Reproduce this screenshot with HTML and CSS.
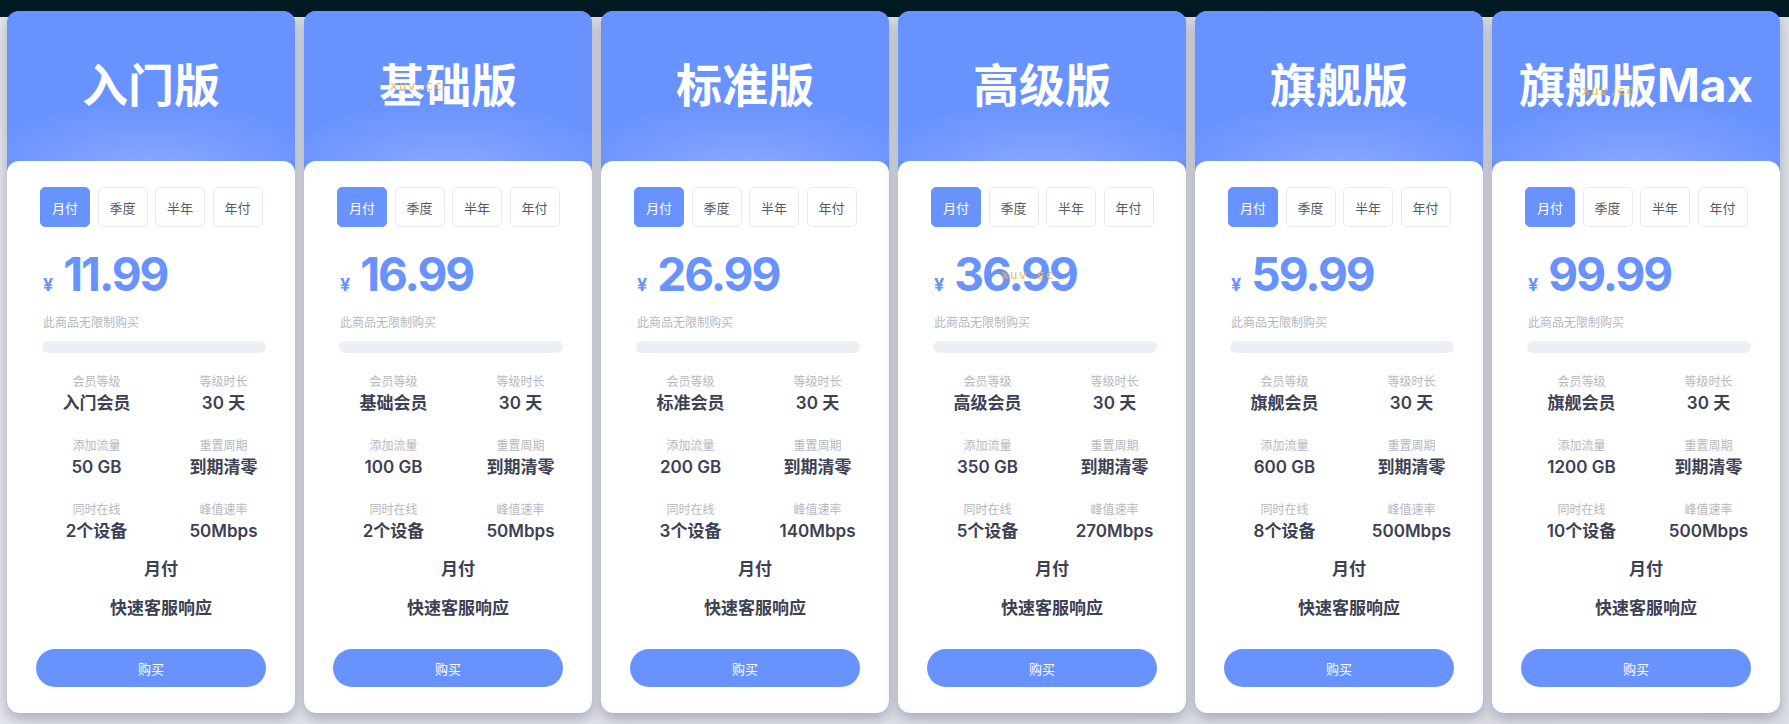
FILE: index.html
```html
<!DOCTYPE html>
<html lang="zh-CN">
<head>
<meta charset="utf-8">
<title>套餐</title>
<link rel="stylesheet" href="styles.css">
</head>
<body>
<div class="page">

  <div class="card">
    <div class="head"><h2 class="title">入门版</h2></div>
    <div class="body">
      <div class="tabs"><span class="tab active">月付</span><span class="tab">季度</span><span class="tab">半年</span><span class="tab">年付</span></div>
      <div class="price"><span class="cur">¥</span><span class="num">11.99</span></div>
      <div class="note">此商品无限制购买</div>
      <div class="bar"></div>
      <div class="specs">
        <div class="spec"><div class="lbl">会员等级</div><div class="val">入门会员</div></div>
        <div class="spec"><div class="lbl">等级时长</div><div class="val">30 天</div></div>
        <div class="spec"><div class="lbl">添加流量</div><div class="val">50 GB</div></div>
        <div class="spec"><div class="lbl">重置周期</div><div class="val">到期清零</div></div>
        <div class="spec"><div class="lbl">同时在线</div><div class="val">2个设备</div></div>
        <div class="spec"><div class="lbl">峰值速率</div><div class="val">50Mbps</div></div>
      </div>
      <ul class="feats"><li>月付</li><li>快速客服响应</li></ul>
      <button class="buy">购买</button>
    </div>
  </div>

  <div class="card">
    <div class="head"><h2 class="title">基础版</h2><span class="wm wm-a">xuv.cc</span></div>
    <div class="body">
      <div class="tabs"><span class="tab active">月付</span><span class="tab">季度</span><span class="tab">半年</span><span class="tab">年付</span></div>
      <div class="price"><span class="cur">¥</span><span class="num">16.99</span></div>
      <div class="note">此商品无限制购买</div>
      <div class="bar"></div>
      <div class="specs">
        <div class="spec"><div class="lbl">会员等级</div><div class="val">基础会员</div></div>
        <div class="spec"><div class="lbl">等级时长</div><div class="val">30 天</div></div>
        <div class="spec"><div class="lbl">添加流量</div><div class="val">100 GB</div></div>
        <div class="spec"><div class="lbl">重置周期</div><div class="val">到期清零</div></div>
        <div class="spec"><div class="lbl">同时在线</div><div class="val">2个设备</div></div>
        <div class="spec"><div class="lbl">峰值速率</div><div class="val">50Mbps</div></div>
      </div>
      <ul class="feats"><li>月付</li><li>快速客服响应</li></ul>
      <button class="buy">购买</button>
    </div>
  </div>

  <div class="card">
    <div class="head"><h2 class="title">标准版</h2></div>
    <div class="body">
      <div class="tabs"><span class="tab active">月付</span><span class="tab">季度</span><span class="tab">半年</span><span class="tab">年付</span></div>
      <div class="price"><span class="cur">¥</span><span class="num">26.99</span></div>
      <div class="note">此商品无限制购买</div>
      <div class="bar"></div>
      <div class="specs">
        <div class="spec"><div class="lbl">会员等级</div><div class="val">标准会员</div></div>
        <div class="spec"><div class="lbl">等级时长</div><div class="val">30 天</div></div>
        <div class="spec"><div class="lbl">添加流量</div><div class="val">200 GB</div></div>
        <div class="spec"><div class="lbl">重置周期</div><div class="val">到期清零</div></div>
        <div class="spec"><div class="lbl">同时在线</div><div class="val">3个设备</div></div>
        <div class="spec"><div class="lbl">峰值速率</div><div class="val">140Mbps</div></div>
      </div>
      <ul class="feats"><li>月付</li><li>快速客服响应</li></ul>
      <button class="buy">购买</button>
    </div>
  </div>

  <div class="card">
    <div class="head"><h2 class="title">高级版</h2></div>
    <div class="body">
      <div class="tabs"><span class="tab active">月付</span><span class="tab">季度</span><span class="tab">半年</span><span class="tab">年付</span></div>
      <div class="price"><span class="cur">¥</span><span class="num">36.99</span><span class="wm wm-b">xuv.cc</span></div>
      <div class="note">此商品无限制购买</div>
      <div class="bar"></div>
      <div class="specs">
        <div class="spec"><div class="lbl">会员等级</div><div class="val">高级会员</div></div>
        <div class="spec"><div class="lbl">等级时长</div><div class="val">30 天</div></div>
        <div class="spec"><div class="lbl">添加流量</div><div class="val">350 GB</div></div>
        <div class="spec"><div class="lbl">重置周期</div><div class="val">到期清零</div></div>
        <div class="spec"><div class="lbl">同时在线</div><div class="val">5个设备</div></div>
        <div class="spec"><div class="lbl">峰值速率</div><div class="val">270Mbps</div></div>
      </div>
      <ul class="feats"><li>月付</li><li>快速客服响应</li></ul>
      <button class="buy">购买</button>
    </div>
  </div>

  <div class="card">
    <div class="head"><h2 class="title">旗舰版</h2></div>
    <div class="body">
      <div class="tabs"><span class="tab active">月付</span><span class="tab">季度</span><span class="tab">半年</span><span class="tab">年付</span></div>
      <div class="price"><span class="cur">¥</span><span class="num">59.99</span></div>
      <div class="note">此商品无限制购买</div>
      <div class="bar"></div>
      <div class="specs">
        <div class="spec"><div class="lbl">会员等级</div><div class="val">旗舰会员</div></div>
        <div class="spec"><div class="lbl">等级时长</div><div class="val">30 天</div></div>
        <div class="spec"><div class="lbl">添加流量</div><div class="val">600 GB</div></div>
        <div class="spec"><div class="lbl">重置周期</div><div class="val">到期清零</div></div>
        <div class="spec"><div class="lbl">同时在线</div><div class="val">8个设备</div></div>
        <div class="spec"><div class="lbl">峰值速率</div><div class="val">500Mbps</div></div>
      </div>
      <ul class="feats"><li>月付</li><li>快速客服响应</li></ul>
      <button class="buy">购买</button>
    </div>
  </div>

  <div class="card">
    <div class="head"><h2 class="title">旗舰版Max</h2><span class="wm wm-c">xuv.cc</span></div>
    <div class="body">
      <div class="tabs"><span class="tab active">月付</span><span class="tab">季度</span><span class="tab">半年</span><span class="tab">年付</span></div>
      <div class="price"><span class="cur">¥</span><span class="num">99.99</span></div>
      <div class="note">此商品无限制购买</div>
      <div class="bar"></div>
      <div class="specs">
        <div class="spec"><div class="lbl">会员等级</div><div class="val">旗舰会员</div></div>
        <div class="spec"><div class="lbl">等级时长</div><div class="val">30 天</div></div>
        <div class="spec"><div class="lbl">添加流量</div><div class="val">1200 GB</div></div>
        <div class="spec"><div class="lbl">重置周期</div><div class="val">到期清零</div></div>
        <div class="spec"><div class="lbl">同时在线</div><div class="val">10个设备</div></div>
        <div class="spec"><div class="lbl">峰值速率</div><div class="val">500Mbps</div></div>
      </div>
      <ul class="feats"><li>月付</li><li>快速客服响应</li></ul>
      <button class="buy">购买</button>
    </div>
  </div>

</div>
</body>
</html>
```

FILE: styles.css
```css
* { box-sizing: border-box; }

html, body {
  margin: 0;
  padding: 0;
}

body {
  width: 1789px;
  height: 724px;
  overflow: hidden;
  font-family: "Inter", "Noto Sans CJK SC", sans-serif;
  background:
    linear-gradient(#021a22 0, #031a24 17px, transparent 17px),
    linear-gradient(90deg, #e4e6ed, #dfe1e8);
}

.page {
  display: flex;
  gap: 9px;
  padding: 11px 0 0 7px;
}

.card {
  width: 288px;
  flex: 0 0 288px;
  border-radius: 12px;
  overflow: hidden;
  background: #6893ff;
  box-shadow: 0 6px 14px rgba(40, 46, 72, 0.32);
}

.head {
  position: relative;
  height: 150px;
  display: flex;
  align-items: center;
  justify-content: center;
  padding-bottom: 2px;
  background: radial-gradient(ellipse 62% 48% at 50% 108%, #8eabff 0%, #7c9eff 45%, #6893ff 100%);
}

.title {
  margin: 0;
  color: #ffffff;
  font-family: "Inter", "Noto Sans CJK SC", sans-serif;
  font-size: 46px;
  font-weight: 700;
  line-height: 1;
  letter-spacing: 0;
}

.wm {
  position: absolute;
  color: #f5b52e;
  font-family: "DejaVu Sans Mono", monospace;
  font-size: 13px;
  line-height: 16px;
  letter-spacing: 1px;
  opacity: 0.9;
  pointer-events: none;
}
.wm-a { left: 86px; top: 67px; }
.wm-c { left: 90px; top: 72px; }
.wm-b { left: 74px; top: 16px; }

.body {
  background: #ffffff;
  border-radius: 12px 12px 0 0;
  padding: 26px 29px 26px 29px;
}

.tabs {
  display: flex;
  justify-content: flex-start;
  gap: 7.5px;
  margin-left: 4px;
}

.tab {
  width: 50px;
  height: 40px;
  display: flex;
  align-items: center;
  justify-content: center;
  border: 1px solid #e8eaef;
  border-radius: 5px;
  font-family: "Noto Sans CJK SC", sans-serif;
  font-size: 13px;
  color: #555a66;
}
.tab.active {
  background: #6893ff;
  border-color: #6893ff;
  color: #ffffff;
}

.price {
  position: relative;
  display: flex;
  align-items: baseline;
  margin-top: 24px;
  padding-left: 7px;
  color: #6893ff;
  line-height: 46px;
  height: 46px;
}
.cur {
  font-size: 18px;
  font-weight: 700;
  margin-right: 10px;
}
.num {
  font-size: 46px;
  font-weight: 700;
  letter-spacing: -2px;
}

.note {
  margin-top: 17px;
  padding-left: 7px;
  font-family: "Noto Sans CJK SC", sans-serif;
  font-size: 12px;
  line-height: 16px;
  color: #b6b7c0;
}

.bar {
  margin: 11px 0 0 6px;
  width: 224px;
  height: 12px;
  border-radius: 6px;
  background: #eceff3;
}

.specs {
  display: grid;
  grid-template-columns: 127px 127px;
  row-gap: 22px;
  margin: 20px -24px 0 -3px;
  text-align: center;
}

.lbl {
  font-family: "Noto Sans CJK SC", sans-serif;
  font-size: 12px;
  line-height: 16px;
  color: #b6b7c0;
}
.val {
  margin-top: 2px;
  font-size: 17px;
  font-weight: 600;
  line-height: 24px;
  color: #3d4154;
}

.feats {
  list-style: none;
  margin: 13px 0 0 0;
  padding: 0 0 0 20px;
  text-align: center;
}
.feats li {
  font-size: 17px;
  font-weight: 600;
  line-height: 26px;
  color: #3d4154;
  margin-bottom: 13px;
}
.feats li:last-child { margin-bottom: 0; }

.buy {
  display: block;
  width: 230px;
  height: 38px;
  margin: 28px 0 0 0;
  border: 0;
  border-radius: 19px;
  background: #6893ff;
  color: #ffffff;
  font-family: "Noto Sans CJK SC", sans-serif;
  font-size: 13px;
}
```
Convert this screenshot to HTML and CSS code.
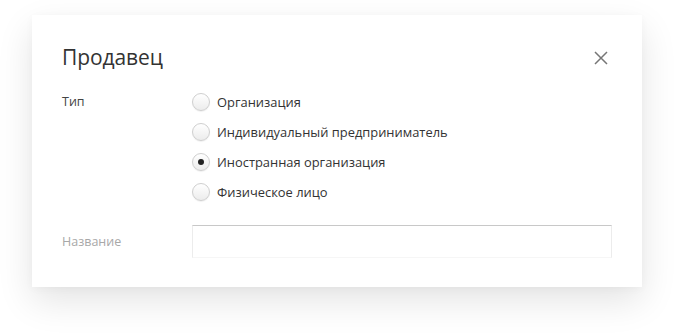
FILE: index.html
```html
<!DOCTYPE html>
<html lang="ru">
<head>
<meta charset="utf-8">
<link rel="stylesheet" href="styles.css">
</head>
<body>
<div class="page">
  <div class="dialog">
    <div class="header">
      <h1 class="title">Продавец</h1>
      <button class="close" aria-label="Закрыть">
        <svg width="14" height="14" viewBox="0 0 14 14"><path d="M1 1L13 13M13 1L1 13" stroke="#767676" stroke-width="1.5" fill="none"/></svg>
      </button>
    </div>
    <div class="row">
      <div class="label">Тип</div>
      <div class="options">
        <label class="option"><span class="radio"></span><span>Организация</span></label>
        <label class="option"><span class="radio"></span><span>Индивидуальный предприниматель</span></label>
        <label class="option"><span class="radio checked"></span><span>Иностранная организация</span></label>
        <label class="option"><span class="radio"></span><span>Физическое лицо</span></label>
      </div>
    </div>
    <div class="row name-row">
      <div class="label muted">Название</div>
      <div class="input"></div>
    </div>
  </div>
</div>
</body>
</html>
```

FILE: styles.css
```css
html, body {
  margin: 0;
  padding: 0;
  background: #fff;
}
body {
  font-family: "Open Sans", "Noto Sans", sans-serif;
  color: #333;
}
.page {
  padding: 15px 32px 48px 32px;
  min-height: 335px;
  box-sizing: border-box;
}
.dialog {
  width: 610px;
  height: 272px;
  box-sizing: border-box;
  background: #fff;
  box-shadow: 0 14px 34px rgba(0, 0, 0, 0.11), 0 2px 8px rgba(0, 0, 0, 0.03);
  padding: 27px 30px 0 30px;
}
.header {
  display: flex;
  justify-content: space-between;
  align-items: center;
  height: 30px;
}
.title {
  margin: 0;
  font-weight: 400;
  font-size: 21px;
  letter-spacing: -0.1px;
  color: #333;
  line-height: 30px;
}
.close {
  border: 0;
  background: none;
  padding: 0;
  margin-right: 4px;
  margin-top: 2px;
  width: 14px;
  height: 14px;
  display: flex;
}
.row {
  display: flex;
}
.label {
  width: 130px;
  font-size: 12.5px;
  line-height: 30px;
  color: #444;
}
.label.muted {
  color: #a8a8a8;
  line-height: 34px;
}
.options {
  display: flex;
  flex-direction: column;
}
.header + .row {
  margin-top: 15px;
}
.option {
  display: flex;
  align-items: center;
  height: 30px;
  font-size: 12.9px;
  color: #333;
  gap: 7px;
}
.radio {
  width: 16px;
  height: 16px;
  border-radius: 50%;
  border: 1px solid #cfcfcf;
  background: linear-gradient(#ffffff, #ececec);
  box-shadow: 0 1px 1px rgba(0, 0, 0, 0.06);
  position: relative;
  flex: none;
}
.radio.checked::after {
  content: "";
  position: absolute;
  left: 5px;
  top: 5px;
  width: 6px;
  height: 6px;
  border-radius: 50%;
  background: #222;
}
.name-row {
  margin-top: 18px;
}
.input {
  width: 420px;
  height: 33px;
  box-sizing: border-box;
  border: 1px solid #ececec;
  border-top-color: #c8c8c8;
  border-bottom-color: #f6f6f6;
}
```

> [TASK BRIEF]: Filter the entries above down to the lines containing the word "screenshot".

> [ANSWER IN FULL]:
Reproduce this screenshot with HTML and CSS.
Convert this screenshot to HTML and CSS code.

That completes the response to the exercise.